The Junior League of Orlando works with the Junior Leagues of Florida State Public Affairs Community in educating legislators about the need for retailers who sell healthy food in food-insecure neighborhoods.
Despite Florida’s status as a major agricultural state, food insecurity is a widespread problem. In the Junior League of Greater Orlando’s core community, Orlando and surrounding Orange County, nearly 44,000 people live in food-insecure homes, with more than a quarter of them children. In Florida as a whole, 17.5 percent of all children live in food-insecure homes and more than 27.5 percent of all Floridians are food insecure. As a result, JLGO members have gone to Tallahassee to push state legislators to support the Healthy Food Retail Act.
This initiative was started by JLGO after learning of the food insecurities that children in its HIP Kids program faced on a daily basis. JLGO championed the cause at the Junior Leagues of Florida State Public Affairs Committee, or FLSPAC, conference and persuaded FLSPAC to present this issue as a legislative priority. In a two-pronged approach, JLGO members and their networks relentlessly worked to educate their legislators while other JLGO members led the FLSPAC task force to work for the passage of the legislation and engaged other Florida Leagues to educate their legislators. The initiative was advanced through grassroots efforts and coalition-building (Second Harvest Food Bank of Central Florida, the Florida Association of Food Banks, the Fresh Fruit and Vegetable Association, the American Heart Association, and the Florida Catholic Conference) as well as attending legislative hearings.

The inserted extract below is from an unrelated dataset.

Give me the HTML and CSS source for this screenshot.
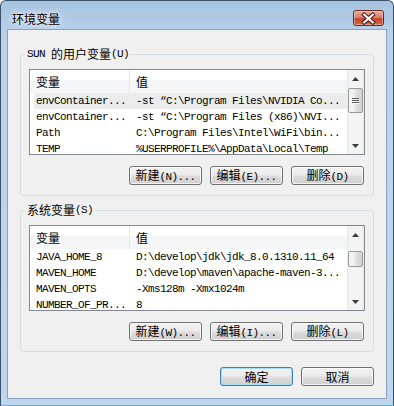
FILE: index.html
```html
<!DOCTYPE html>
<html lang="zh-CN">
<head>
    <meta charset="UTF-8">
    <title>环境变量</title>
    <link rel="stylesheet" href="styles.css">
</head>
<body>
    <div class="window">
        <div class="titlebar">
            <span class="title">环境变量</span>
            <div class="close">
                <svg width="31" height="15" viewBox="0 0 31 15">
                    <path d="M11 3.5 L20 11.5 M20 3.5 L11 11.5" stroke="#4b1f18" stroke-width="4.6" stroke-linecap="square"/>
                    <path d="M11 3.5 L20 11.5 M20 3.5 L11 11.5" stroke="#ffffff" stroke-width="2.4" stroke-linecap="square"/>
                </svg>
            </div>
        </div>

        <div class="client">
            <fieldset class="group">
                <legend><span class="en">SUN </span>的用户变量<span class="en">(U)</span></legend>
                <div class="list">
                    <div class="list-body">
                        <div class="list-head">
                            <div class="hcell">变量</div>
                            <div class="hcell">值</div>
                        </div>
                        <div class="rows">
                            <div class="row selected"><span class="c1">envContainer...</span><span class="c2">-st “C:\Program Files\NVIDIA Co...</span></div>
                            <div class="row"><span class="c1">envContainer...</span><span class="c2">-st “C:\Program Files (x86)\NVI...</span></div>
                            <div class="row"><span class="c1">Path</span><span class="c2">C:\Program Files\Intel\WiFi\bin...</span></div>
                            <div class="row"><span class="c1">TEMP</span><span class="c2">%USERPROFILE%\AppData\Local\Temp</span></div>
                        </div>
                    </div>
                    <div class="scrollbar">
                        <div class="sb-btn">
                            <svg width="7" height="4" viewBox="0 0 7 4"><polygon points="0,4 3.5,0 7,4" fill="#3c3c3c"/></svg>
                        </div>
                        <div class="thumb thumb-user"><div class="grip"></div></div>
                        <div class="sb-btn sb-down">
                            <svg width="7" height="4" viewBox="0 0 7 4"><polygon points="0,0 7,0 3.5,4" fill="#3c3c3c"/></svg>
                        </div>
                    </div>
                </div>
                <div class="group-buttons">
                    <button class="btn">新建<span class="en">(N)...</span></button>
                    <button class="btn">编辑<span class="en">(E)...</span></button>
                    <button class="btn">删除<span class="en">(D)</span></button>
                </div>
            </fieldset>

            <fieldset class="group group-system">
                <legend>系统变量<span class="en">(S)</span></legend>
                <div class="list">
                    <div class="list-body">
                        <div class="list-head">
                            <div class="hcell">变量</div>
                            <div class="hcell">值</div>
                        </div>
                        <div class="rows">
                            <div class="row"><span class="c1">JAVA_HOME_8</span><span class="c2">D:\develop\jdk\jdk_8.0.1310.11_64</span></div>
                            <div class="row"><span class="c1">MAVEN_HOME</span><span class="c2">D:\develop\maven\apache-maven-3...</span></div>
                            <div class="row"><span class="c1">MAVEN_OPTS</span><span class="c2">-Xms128m -Xmx1024m</span></div>
                            <div class="row"><span class="c1">NUMBER_OF_PR...</span><span class="c2">8</span></div>
                        </div>
                    </div>
                    <div class="scrollbar">
                        <div class="sb-btn">
                            <svg width="7" height="4" viewBox="0 0 7 4"><polygon points="0,4 3.5,0 7,4" fill="#3c3c3c"/></svg>
                        </div>
                        <div class="thumb thumb-system"></div>
                        <div class="sb-btn sb-down">
                            <svg width="7" height="4" viewBox="0 0 7 4"><polygon points="0,0 7,0 3.5,4" fill="#3c3c3c"/></svg>
                        </div>
                    </div>
                </div>
                <div class="group-buttons">
                    <button class="btn">新建<span class="en">(W)...</span></button>
                    <button class="btn">编辑<span class="en">(I)...</span></button>
                    <button class="btn">删除<span class="en">(L)</span></button>
                </div>
            </fieldset>

            <div class="dialog-buttons">
                <button class="btn btn-default">确定</button>
                <button class="btn">取消</button>
            </div>
        </div>
    </div>
</body>
</html>
```

FILE: styles.css
```css
body {
    margin: 0;
    font-family: "Noto Sans CJK SC", sans-serif;
    font-size: 12px;
    color: #000;
}
.en {
    font-family: "Liberation Mono", monospace;
    font-size: 11px;
    letter-spacing: -0.6px;
}
.window {
    width: 394px;
    height: 406px;
    box-sizing: border-box;
    border: 1px solid #39506a;
    border-bottom-color: #3cc3d6;
    border-radius: 6px 6px 0 0;
    padding: 0 6px 6px;
    background: linear-gradient(#a8c3e0, #bad2ec 36px, #bfd6ee);
    display: flex;
    flex-direction: column;
}
.titlebar {
    flex: none;
    height: 28px;
    box-sizing: border-box;
    padding-top: 6px;
    display: flex;
    align-items: center;
    justify-content: space-between;
}
.title {
    margin-left: 5px;
    text-shadow: 0 0 5px #fff, 0 0 9px #eef4fb;
}
.close {
    width: 31px;
    height: 16px;
    box-sizing: border-box;
    margin-right: 3px;
    border: 1px solid #6b2b21;
    border-radius: 3px;
    background: linear-gradient(#e7a896, #d98670 45%, #c5452c 55%, #cf6a4c);
    box-shadow: inset 0 0 0 1px rgba(255, 255, 255, 0.35);
    display: flex;
    align-items: center;
    justify-content: center;
}
.close svg {
    display: block;
}
.client {
    flex: 1;
    min-height: 0;
    background: #f0f0f0;
    border: 1px solid #8aa2bc;
    padding: 16px 12px 12px;
    display: flex;
    flex-direction: column;
}
.group {
    flex: none;
    margin: 0;
    min-width: 0;
    border: 1px solid #d5dfe5;
    border-radius: 3px;
    padding: 0 8px 10px;
}
.group-system {
    margin-top: 6px;
}
.group legend {
    display: block;
    height: 16px;
    padding: 0 2px;
    margin-left: -4px;
    line-height: 16px;
}
.group legend .en {
    line-height: 16px;
    vertical-align: top;
}
.list {
    margin-top: 7px;
    height: 86px;
    box-sizing: border-box;
    border: 1px solid #828790;
    background: #fff;
    display: flex;
    overflow: hidden;
}
.list-body {
    flex: 1;
    min-width: 0;
    overflow: hidden;
}
.list-head {
    height: 23px;
    display: grid;
    grid-template-columns: 100px 1fr;
    background: linear-gradient(#ffffff 45%, #f5f6f8 45%);
}
.hcell {
    padding-left: 6px;
    line-height: 23px;
}
.hcell:first-child {
    border-right: 1px solid #e2e5ea;
}
.rows {
    font-family: "Liberation Mono", monospace;
    font-size: 11px;
    letter-spacing: -0.6px;
}
.row {
    height: 16px;
    line-height: 16px;
    margin-left: 4px;
    display: grid;
    grid-template-columns: 96px 1fr;
    white-space: nowrap;
}
.row.selected {
    background: #ececec;
}
.c1 {
    padding-left: 2px;
    overflow: hidden;
}
.c2 {
    padding-left: 6px;
    overflow: hidden;
}
.scrollbar {
    width: 17px;
    flex: none;
    background: linear-gradient(to right, #e9e9e9, #f4f4f4 15%, #f4f4f4 85%, #ebebeb);
    display: flex;
    flex-direction: column;
}
.sb-btn {
    height: 17px;
    flex: none;
    display: flex;
    align-items: center;
    justify-content: center;
}
.sb-btn svg {
    display: block;
}
.sb-down {
    margin-top: auto;
}
.thumb {
    margin: 1px 1px 0;
    box-sizing: border-box;
    border: 1px solid #999;
    border-radius: 2px;
    background: linear-gradient(to right, #f6f6f6, #ededed 45%, #dfdfdf 55%, #d3d3d3);
    display: flex;
    align-items: center;
    justify-content: center;
}
.thumb-user {
    height: 25px;
}
.thumb-system {
    height: 16px;
    margin-top: 8px;
}
.grip {
    width: 7px;
    height: 6px;
    background: repeating-linear-gradient(#5a5a5a 0 1px, #fafafa 1px 2px);
}
.group-buttons {
    margin-top: 11px;
    padding-right: 1px;
    display: flex;
    justify-content: flex-end;
    gap: 8px;
}
.btn {
    width: 73px;
    height: 19px;
    box-sizing: border-box;
    padding: 0;
    border: 1px solid #707070;
    border-radius: 3px;
    background: linear-gradient(#f2f2f2, #ebebeb 48%, #dddddd 52%, #cfcfcf);
    box-shadow: inset 0 0 0 1px rgba(255, 255, 255, 0.75);
    font-family: "Noto Sans CJK SC", sans-serif;
    font-size: 12px;
    line-height: 16px;
    color: #000;
}
.btn-default {
    border-color: #3c7fb1;
    box-shadow: inset 0 0 0 1px #a8dcf5;
}
.dialog-buttons {
    margin-top: 15px;
    display: flex;
    justify-content: flex-end;
    gap: 8px;
}
```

- State legislators, including Senators Gary Siplin and Ronda Storms
- Community partners including Second Harvest Food Bank of Central Florida, the Florida Association of Food Banks, the Fresh Fruit and Vegetable Association, the American Heart Association, and the Florida Catholic Conference
How it works
JLGO worked with Senator Gary Siplin, who introduced Senate Bill 852 in the Florida Senate, as well as Senator Ronda Storms. The bill would provide critical one-time grant and loan financing aid to help fresh food retailers overcome the higher initial barriers of entering underserved, low-income communities. The bill also supports the renovation and expansion of existing stores so they can provide the healthy foods that communities want and need. The initiative reflects a larger national movement to eliminate “food deserts” in low-income areas. Food deserts are typically defined as low-income communities whose closest grocery store or market is at least 1-5 miles from that community, resulting in little or no access to fresh fruits and vegetables and other healthy foods in those communities.
What’s the impact?
Because the legislation is pending, it is still too early to tell. However, JLGO’s healthy food retailing initiative demonstrates what a single League can do when it embraces a problem that transcends its community and builds support for solutions that address it. This initiative is an important part of JLGO’s new core cause: Childhood Health, Hunger and Poverty.